(Records from a collection)
◇ ◇ ◇ ◇ ◇ ◇ ◇
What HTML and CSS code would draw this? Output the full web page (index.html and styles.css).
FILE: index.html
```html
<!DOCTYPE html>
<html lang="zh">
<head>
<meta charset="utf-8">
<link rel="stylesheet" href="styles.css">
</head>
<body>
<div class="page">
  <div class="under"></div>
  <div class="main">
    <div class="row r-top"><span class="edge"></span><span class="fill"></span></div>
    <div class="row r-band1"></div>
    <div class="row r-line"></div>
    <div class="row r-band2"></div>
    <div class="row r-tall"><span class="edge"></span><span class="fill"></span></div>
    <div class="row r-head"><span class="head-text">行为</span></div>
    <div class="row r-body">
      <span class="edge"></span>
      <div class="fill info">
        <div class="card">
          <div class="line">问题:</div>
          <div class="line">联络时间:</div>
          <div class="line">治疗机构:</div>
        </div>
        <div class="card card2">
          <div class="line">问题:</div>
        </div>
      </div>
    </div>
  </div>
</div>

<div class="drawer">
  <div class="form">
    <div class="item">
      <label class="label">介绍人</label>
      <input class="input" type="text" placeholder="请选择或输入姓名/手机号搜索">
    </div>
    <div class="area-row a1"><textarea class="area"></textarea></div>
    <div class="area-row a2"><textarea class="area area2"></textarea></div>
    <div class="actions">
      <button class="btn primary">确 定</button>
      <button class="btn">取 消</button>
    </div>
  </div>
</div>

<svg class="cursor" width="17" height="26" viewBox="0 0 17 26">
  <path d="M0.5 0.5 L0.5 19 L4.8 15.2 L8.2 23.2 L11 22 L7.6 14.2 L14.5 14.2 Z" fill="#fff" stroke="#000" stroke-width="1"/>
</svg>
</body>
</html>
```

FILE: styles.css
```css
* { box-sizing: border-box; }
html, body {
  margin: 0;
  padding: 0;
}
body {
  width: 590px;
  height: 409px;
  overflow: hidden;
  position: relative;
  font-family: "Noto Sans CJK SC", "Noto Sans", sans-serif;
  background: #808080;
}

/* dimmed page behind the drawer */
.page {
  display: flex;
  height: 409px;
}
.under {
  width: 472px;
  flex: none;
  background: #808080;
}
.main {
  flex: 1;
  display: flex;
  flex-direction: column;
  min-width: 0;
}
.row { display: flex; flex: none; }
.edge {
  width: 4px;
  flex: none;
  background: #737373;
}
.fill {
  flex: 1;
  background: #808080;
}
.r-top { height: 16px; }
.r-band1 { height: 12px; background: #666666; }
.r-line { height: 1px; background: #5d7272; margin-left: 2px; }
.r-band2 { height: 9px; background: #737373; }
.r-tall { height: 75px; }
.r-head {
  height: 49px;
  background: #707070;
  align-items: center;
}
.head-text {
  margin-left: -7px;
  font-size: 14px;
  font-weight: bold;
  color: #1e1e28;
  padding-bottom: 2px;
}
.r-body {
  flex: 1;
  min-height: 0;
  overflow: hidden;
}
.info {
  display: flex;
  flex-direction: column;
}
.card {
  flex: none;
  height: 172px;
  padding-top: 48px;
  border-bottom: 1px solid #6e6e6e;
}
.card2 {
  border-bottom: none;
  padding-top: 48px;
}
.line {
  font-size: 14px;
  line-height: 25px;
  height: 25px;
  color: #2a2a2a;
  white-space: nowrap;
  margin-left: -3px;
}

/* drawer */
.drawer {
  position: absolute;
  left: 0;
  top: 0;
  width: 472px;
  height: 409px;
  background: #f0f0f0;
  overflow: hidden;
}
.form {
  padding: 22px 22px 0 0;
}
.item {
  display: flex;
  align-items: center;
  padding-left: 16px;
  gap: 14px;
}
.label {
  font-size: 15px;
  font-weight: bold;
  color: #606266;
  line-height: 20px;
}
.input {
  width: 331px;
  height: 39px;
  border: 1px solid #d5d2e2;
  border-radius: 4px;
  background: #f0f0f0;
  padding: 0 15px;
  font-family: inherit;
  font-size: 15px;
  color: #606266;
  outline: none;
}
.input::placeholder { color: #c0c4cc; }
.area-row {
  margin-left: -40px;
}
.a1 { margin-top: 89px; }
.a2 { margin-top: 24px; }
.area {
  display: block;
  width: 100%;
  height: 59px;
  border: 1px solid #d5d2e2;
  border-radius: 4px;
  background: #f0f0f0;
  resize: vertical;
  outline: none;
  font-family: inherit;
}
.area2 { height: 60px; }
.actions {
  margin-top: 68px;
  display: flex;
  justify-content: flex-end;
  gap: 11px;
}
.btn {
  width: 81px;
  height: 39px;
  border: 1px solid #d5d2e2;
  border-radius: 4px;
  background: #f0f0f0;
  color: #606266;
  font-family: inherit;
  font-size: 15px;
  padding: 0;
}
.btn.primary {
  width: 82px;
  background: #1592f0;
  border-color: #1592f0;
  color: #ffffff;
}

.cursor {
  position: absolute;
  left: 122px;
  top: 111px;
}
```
◇ ◇ ◇ ◇ ◇ ◇ ◇
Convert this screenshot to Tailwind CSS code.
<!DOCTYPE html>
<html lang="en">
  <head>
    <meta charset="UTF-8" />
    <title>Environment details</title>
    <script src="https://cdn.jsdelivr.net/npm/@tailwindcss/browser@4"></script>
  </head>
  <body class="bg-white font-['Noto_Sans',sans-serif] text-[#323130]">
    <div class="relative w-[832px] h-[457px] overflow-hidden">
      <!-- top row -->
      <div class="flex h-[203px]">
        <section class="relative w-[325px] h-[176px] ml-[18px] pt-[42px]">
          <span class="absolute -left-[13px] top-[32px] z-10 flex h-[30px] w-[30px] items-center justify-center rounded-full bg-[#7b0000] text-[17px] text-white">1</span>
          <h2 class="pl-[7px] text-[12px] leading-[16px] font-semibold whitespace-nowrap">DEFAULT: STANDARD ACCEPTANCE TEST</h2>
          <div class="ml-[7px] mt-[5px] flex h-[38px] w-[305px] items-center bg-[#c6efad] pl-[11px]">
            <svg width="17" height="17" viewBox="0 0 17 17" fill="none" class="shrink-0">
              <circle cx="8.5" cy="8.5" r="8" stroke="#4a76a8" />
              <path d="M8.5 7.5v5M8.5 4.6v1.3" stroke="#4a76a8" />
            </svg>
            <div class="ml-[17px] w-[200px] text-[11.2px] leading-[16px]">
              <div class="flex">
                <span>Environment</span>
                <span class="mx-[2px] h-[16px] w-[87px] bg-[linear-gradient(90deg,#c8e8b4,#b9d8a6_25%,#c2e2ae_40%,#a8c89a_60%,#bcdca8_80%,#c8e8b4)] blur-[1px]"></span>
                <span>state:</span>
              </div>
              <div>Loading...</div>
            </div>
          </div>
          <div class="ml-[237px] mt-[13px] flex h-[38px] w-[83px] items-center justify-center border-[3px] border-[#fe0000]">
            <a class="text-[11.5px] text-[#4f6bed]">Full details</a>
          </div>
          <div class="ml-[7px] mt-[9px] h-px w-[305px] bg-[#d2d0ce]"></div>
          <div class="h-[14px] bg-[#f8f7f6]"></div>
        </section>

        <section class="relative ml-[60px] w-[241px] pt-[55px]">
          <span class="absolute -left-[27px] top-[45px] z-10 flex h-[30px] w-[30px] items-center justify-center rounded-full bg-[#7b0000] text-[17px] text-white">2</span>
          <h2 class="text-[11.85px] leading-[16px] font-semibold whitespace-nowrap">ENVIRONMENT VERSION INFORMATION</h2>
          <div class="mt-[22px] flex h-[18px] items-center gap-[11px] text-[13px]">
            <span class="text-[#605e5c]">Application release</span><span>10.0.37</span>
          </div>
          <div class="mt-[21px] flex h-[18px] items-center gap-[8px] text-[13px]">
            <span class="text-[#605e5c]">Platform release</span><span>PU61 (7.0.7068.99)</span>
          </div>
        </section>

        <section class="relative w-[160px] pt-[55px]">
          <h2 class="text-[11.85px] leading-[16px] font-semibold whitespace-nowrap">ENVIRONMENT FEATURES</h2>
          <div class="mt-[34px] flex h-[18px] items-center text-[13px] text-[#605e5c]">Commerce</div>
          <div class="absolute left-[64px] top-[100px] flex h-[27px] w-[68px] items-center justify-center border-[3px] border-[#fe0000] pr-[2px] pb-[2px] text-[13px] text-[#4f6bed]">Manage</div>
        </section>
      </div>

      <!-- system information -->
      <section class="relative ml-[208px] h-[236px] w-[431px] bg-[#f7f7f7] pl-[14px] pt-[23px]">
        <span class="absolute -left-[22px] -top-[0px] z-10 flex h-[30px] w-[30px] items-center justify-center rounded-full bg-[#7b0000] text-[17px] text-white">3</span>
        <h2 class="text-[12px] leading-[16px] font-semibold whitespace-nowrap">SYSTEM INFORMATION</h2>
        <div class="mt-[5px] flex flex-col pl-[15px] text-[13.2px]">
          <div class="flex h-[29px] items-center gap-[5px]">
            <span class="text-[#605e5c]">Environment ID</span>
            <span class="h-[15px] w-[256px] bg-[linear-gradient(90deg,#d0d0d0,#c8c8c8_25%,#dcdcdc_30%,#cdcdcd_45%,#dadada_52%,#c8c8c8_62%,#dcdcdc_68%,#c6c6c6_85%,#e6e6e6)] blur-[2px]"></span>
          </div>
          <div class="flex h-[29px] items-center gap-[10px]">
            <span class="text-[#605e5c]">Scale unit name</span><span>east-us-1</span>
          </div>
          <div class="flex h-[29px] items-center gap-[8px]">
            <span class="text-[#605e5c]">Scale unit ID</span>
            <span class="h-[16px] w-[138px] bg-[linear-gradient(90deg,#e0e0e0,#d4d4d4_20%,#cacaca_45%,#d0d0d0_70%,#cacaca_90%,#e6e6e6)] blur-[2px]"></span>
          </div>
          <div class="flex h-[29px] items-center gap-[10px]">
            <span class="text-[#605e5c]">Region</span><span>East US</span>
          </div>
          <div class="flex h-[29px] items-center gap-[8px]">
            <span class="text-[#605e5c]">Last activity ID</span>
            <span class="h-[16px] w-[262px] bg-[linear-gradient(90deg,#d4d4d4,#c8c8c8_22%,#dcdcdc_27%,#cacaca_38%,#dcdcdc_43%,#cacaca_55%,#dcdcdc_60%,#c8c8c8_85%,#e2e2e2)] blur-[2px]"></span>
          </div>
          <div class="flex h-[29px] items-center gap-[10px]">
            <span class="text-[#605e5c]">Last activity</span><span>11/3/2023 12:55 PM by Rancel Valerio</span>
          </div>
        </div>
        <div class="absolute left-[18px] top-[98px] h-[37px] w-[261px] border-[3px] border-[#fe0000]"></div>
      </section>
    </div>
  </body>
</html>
◇ ◇ ◇ ◇ ◇ ◇ ◇
▶ **Given problem**
Copy out each line of the listing that holds "this".

▶ **Correct answer**
What HTML and CSS code would draw this? Output the full web page (index.html and styles.css).
Convert this screenshot to Tailwind CSS code.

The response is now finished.